AID & MIGRATION: AidWatch paper 2018 “The externalisation of Europe’s responsibilities”: Aiming at clarifying how EU’s development cooperation and migration agendas are interlinked in today’s EU policies, CONCORD’s new report provides a commentary on the impact of these links. The report draws a couple of key recommendations, and more specifically, identifies 3 trends outlining how EU aid is in fact used to curb migration, done on-purpose by EU policy-makers to serve domestic priorities: inflation, diversion and conditionality (link to animated infographics of the 3 trends).
AIDWATCH REPORTS: Since 2005, on a yearly basis, CONCORD AidWatch monitors aid spendings and formulates recommendations on the quality and quantity of aid provided by EU Member States and the European Commission. https://concordeurope.org/aidwatch-reports CONCORD actively campaigns to hold EU leaders accountable for their commitments to dedicate 0,7% of their Gross National Income to development assistance and to use this aid in genuine, poverty-focused and effective ways.
ODA COMMITMENT & DEFINITION: The EU commitment on spending 0.7% of its GNI on ODA has been recently renewed in the European Consensus on Development. (Resource: article 103)

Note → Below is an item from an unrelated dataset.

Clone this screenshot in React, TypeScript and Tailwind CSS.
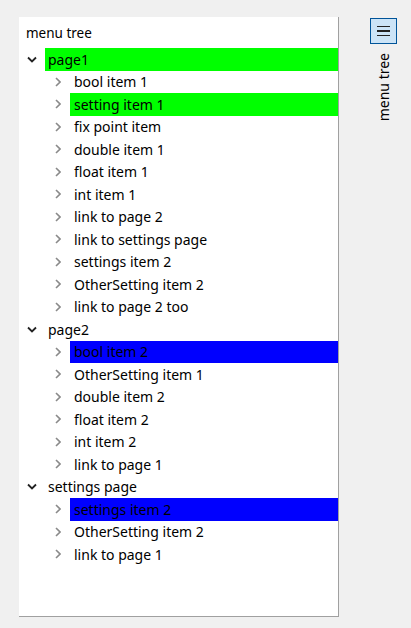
import React from 'react';

type Child = { label: string; hl?: 'green' | 'blue' };
type Page = { label: string; hl?: 'green' | 'blue'; children: Child[] };

const pages: Page[] = [
  {
    label: 'page1',
    hl: 'green',
    children: [
      { label: 'bool item 1' },
      { label: 'setting item 1', hl: 'green' },
      { label: 'fix point item' },
      { label: 'double item 1' },
      { label: 'float item 1' },
      { label: 'int item 1' },
      { label: 'link to page 2' },
      { label: 'link to settings page' },
      { label: 'settings item 2' },
      { label: 'OtherSetting item 2' },
      { label: 'link to page 2 too' },
    ],
  },
  {
    label: 'page2',
    children: [
      { label: 'bool item 2', hl: 'blue' },
      { label: 'OtherSetting item 1' },
      { label: 'double item 2' },
      { label: 'float item 2' },
      { label: 'int item 2' },
      { label: 'link to page 1' },
    ],
  },
  {
    label: 'settings page',
    children: [
      { label: 'settings item 2', hl: 'blue' },
      { label: 'OtherSetting item 2' },
      { label: 'link to page 1' },
    ],
  },
];

const hlClass = (hl?: 'green' | 'blue') =>
  hl === 'green' ? 'bg-[#00ff00]' : hl === 'blue' ? 'bg-[#0000ff]' : '';

function ChevronDown() {
  return (
    <svg width="10" height="7" viewBox="0 0 10 7" className="shrink-0">
      <path d="M1 1.5 L5 5.5 L9 1.5" fill="none" stroke="#222" strokeWidth="1.8" />
    </svg>
  );
}

function ChevronRight() {
  return (
    <svg width="6" height="10" viewBox="0 0 6 10" className="shrink-0">
      <path d="M1 1 L5 5 L1 9" fill="none" stroke="#8a8a8a" strokeWidth="1.6" />
    </svg>
  );
}

export default function App() {
  return (
    <div
      className="w-[411px] h-[628px] bg-[#f0f0f0] flex text-[#000] overflow-hidden"
      style={{ fontFamily: '"Noto Sans", "Open Sans", sans-serif' }}
    >
      <div className="ml-[19px] mt-[17px] w-[320px] h-[600px] bg-white border-r border-b border-[#a0a0a0] flex flex-col">
        <div className="h-[31px] pl-[7px] pt-[2px] flex items-center text-[13.5px]">menu tree</div>
        <ul className="flex flex-col text-[14px]">
          {pages.map((p) => (
            <li key={p.label} className="flex flex-col">
              <div className="h-[22.5px] flex items-center">
                <div className="w-[26px] pl-[8px] flex items-center">
                  <ChevronDown />
                </div>
                <div className={`flex-1 h-full flex items-center pl-[3px] ${hlClass(p.hl)}`}>{p.label}</div>
              </div>
              {p.children.map((c, i) => (
                <div key={i} className="h-[22.5px] flex items-center">
                  <div className="w-[51px] pl-[36px] flex items-center">
                    <ChevronRight />
                  </div>
                  <div className={`flex-1 h-full flex items-center pl-[4px] ${hlClass(c.hl)}`}>{c.label}</div>
                </div>
              ))}
            </li>
          ))}
        </ul>
      </div>
      <div className="ml-[31px] mt-[18px] flex flex-col items-center w-[27px]">
        <button className="w-[27px] h-[26px] bg-[#cce4f7] border border-[#005499] flex flex-col items-center justify-center gap-[3px]">
          <span className="block w-[13px] h-[1.5px] bg-[#222]" />
          <span className="block w-[13px] h-[1.5px] bg-[#222]" />
          <span className="block w-[13px] h-[1.5px] bg-[#222]" />
        </button>
        <div className="mt-[9px] text-[14px] leading-none [writing-mode:vertical-rl] rotate-180">menu tree</div>
      </div>
    </div>
  );
}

The rules defining what can be included within the Official Development Assistance (ODA) definition have been recently broadened in the field of peace and security to include measures such as preventing violent extremism, and engagement with the police beyond training in routine civil policing functions. Resource: https://www.oecd.org/dac/DAC-HLM-Communique-2016.pdf (Feb. 2016)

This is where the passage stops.